Great color there, guys. I appreciate that. And then maybe shifting over to the seaborne thermal segment. Great job on the costs there. Obviously, full year cost per ton guidance down by about $5. I guess the question is, what's driving that improvement? And is this kind of a new base we should think about going forward in '24? Or are there some other factors to consider?
A couple of things, Nate. One, certainly hitting volumes on costs have been very helpful in seaborne thermal. The Aussie dollar is historically weak. That's also helping us on the costs. We saw costs come down quarter-over-quarter. Some of that was lower sales price, sensitive costs and the higher production. And we're not providing guidance for '24 just yet. We'll do that next quarter.
Okay. And then maybe at the U.S. thermal business side of the house. Jim, I appreciate your update on '24 thermal sales and price there. Should we kind of assume you guys are close to sold out at those levels? I think you said PRB 80 million tons at $13.77 and other thermal at 15 million at $51.18.
I think if you look at the guidance ranges we're providing this year for the different markets, that can give you a pretty good range of what we think about for the tons for next year at this time and where we sit with these sales within those guidance ranges.

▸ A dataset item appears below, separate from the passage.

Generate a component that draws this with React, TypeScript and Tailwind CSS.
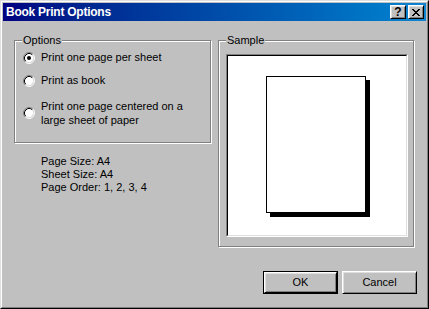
import React from "react";

function Radio({ checked }: { checked?: boolean }) {
  return (
    <svg width="12" height="12" viewBox="0 0 12 12" className="shrink-0">
      <circle cx="6" cy="6" r="4.5" fill="#ffffff" />
      <path d="M2.11 9.89 A5.5 5.5 0 0 1 9.89 2.11" stroke="#808080" strokeWidth="1" fill="none" />
      <path d="M9.89 2.11 A5.5 5.5 0 0 1 2.11 9.89" stroke="#ffffff" strokeWidth="1" fill="none" />
      <path d="M2.82 9.18 A4.5 4.5 0 0 1 9.18 2.82" stroke="#000000" strokeWidth="1" fill="none" />
      <path d="M9.18 2.82 A4.5 4.5 0 0 1 2.82 9.18" stroke="#dfdfdf" strokeWidth="1" fill="none" />
      {checked && <circle cx="6" cy="6" r="2" fill="#000000" />}
    </svg>
  );
}

function TitleButton({ children }: { children: React.ReactNode }) {
  return (
    <div className="w-[16px] h-[14px] bg-[#c0c0c0] border border-t-white border-l-white border-b-black border-r-black shadow-[inset_1px_1px_0_#dfdfdf,inset_-1px_-1px_0_#808080] flex items-center justify-center">
      {children}
    </div>
  );
}

function Btn({ label, def }: { label: string; def?: boolean }) {
  const inner = (
    <div
      className={
        "flex items-center justify-center bg-[#c0c0c0] border border-t-white border-l-white border-b-black border-r-black shadow-[inset_1px_1px_0_#dfdfdf,inset_-1px_-1px_0_#808080] " +
        (def ? "w-[73px] h-[21px]" : "w-[75px] h-[23px]")
      }
    >
      {label}
    </div>
  );
  if (def) {
    return <div className="border border-black w-[75px] h-[23px]">{inner}</div>;
  }
  return inner;
}

export default function App() {
  const font = { fontFamily: '"Liberation Sans", Arial, sans-serif' };
  return (
    <div
      className="w-[429px] h-[309px] bg-[#c0c0c0] border border-t-[#dfdfdf] border-l-[#dfdfdf] border-b-black border-r-black text-black text-[11px] leading-[13px]"
      style={font}
    >
      <div className="w-full h-full border border-t-white border-l-white border-b-[#808080] border-r-[#808080] p-[1px] flex flex-col">
        {/* Title bar */}
        <div className="h-[18px] bg-gradient-to-r from-[#000080] to-[#1084d0] flex items-center pl-[3px] pr-[2px]">
          <span className="text-white font-bold text-[12px] leading-[18px] tracking-[-0.25px] flex-1">Book Print Options</span>
          <div className="flex items-center">
            <TitleButton>
              <span className="font-bold text-[12px] leading-[12px] text-black">?</span>
            </TitleButton>
            <div className="w-[2px]" />
            <TitleButton>
              <svg width="8" height="7" viewBox="0 0 8 7" shapeRendering="crispEdges">
                <path d="M0 0h2v1h-2zM6 0h2v1h-2zM1 1h2v1h-2zM5 1h2v1h-2zM2 2h4v1h-4zM3 3h2v1h-2zM2 4h4v1h-4zM1 5h2v1h-2zM5 5h2v1h-2zM0 6h2v1h-2zM6 6h2v1h-2z" fill="#000" />
              </svg>
            </TitleButton>
          </div>
        </div>

        {/* Body */}
        <div className="flex-1 flex flex-col pl-[11px] pt-[19px]">
          <div className="flex gap-[6px]">
            {/* Left column */}
            <div className="w-[198px] flex flex-col">
              <div className="relative w-[197px] h-[103px] border border-[#808080] shadow-[inset_1px_1px_0_#ffffff,1px_1px_0_#ffffff]">
                <span className="absolute -top-[7px] left-[7px] bg-[#c0c0c0] px-[1px]">Options</span>
                <div className="flex flex-col pl-[8px] pt-[10px]">
                  <div className="flex items-center gap-[6px] h-[13px]">
                    <Radio checked />
                    <span>Print one page per sheet</span>
                  </div>
                  <div className="flex items-center gap-[6px] h-[13px] mt-[10px]">
                    <Radio />
                    <span>Print as book</span>
                  </div>
                  <div className="flex items-center gap-[6px] mt-[12px]">
                    <Radio />
                    <span className="leading-[14px]">
                      Print one page centered on a<br />large sheet of paper
                    </span>
                  </div>
                </div>
              </div>
              <div className="flex flex-col pl-[27px] pt-[12px]">
                <span>Page Size: A4</span>
                <span>Sheet Size: A4</span>
                <span>Page Order: 1, 2, 3, 4</span>
              </div>
            </div>

            {/* Right column */}
            <div className="relative w-[196px] h-[207px] border border-[#808080] shadow-[inset_1px_1px_0_#ffffff,1px_1px_0_#ffffff] pl-[7px] pt-[13px]">
              <span className="absolute -top-[7px] left-[7px] bg-[#c0c0c0] px-[1px]">Sample</span>
              <div className="w-[182px] h-[183px] border border-t-[#808080] border-l-[#808080] border-b-white border-r-white">
                <div className="w-full h-full bg-white border border-t-black border-l-black border-b-[#dfdfdf] border-r-[#dfdfdf] flex items-center justify-center">
                  <div className="w-[100px] h-[137px] bg-white border border-black shadow-[4px_4px_0_#000] -translate-x-[1px] -translate-y-[1px]" />
                </div>
              </div>
            </div>
          </div>

          {/* Buttons */}
          <div className="flex justify-end gap-[4px] pr-[9px] mt-[24px]">
            <Btn label="OK" def />
            <Btn label="Cancel" />
          </div>
        </div>
      </div>
    </div>
  );
}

Okay. Just to be sure, so you're saying maybe somewhere within this year's guidance ranges for '24 is not a bad place to start.
Yes and maybe towards the higher end of the guidance ranges.
With no further questions, this concludes our question-and-answer session. I would like to turn the conference back over to Jim Grech for any closing remarks.
Thank you all for joining us today. I'd especially like to thank our employees for remaining focused on safety and for continuing to execute on our various initiatives. I'd also like to thank our customers, investors, insurance providers and vendors for your continued support. Operator, that concludes our call.
Thank you. The conference has now concluded. Thank you for attending today's presentation. You may all now disconnect.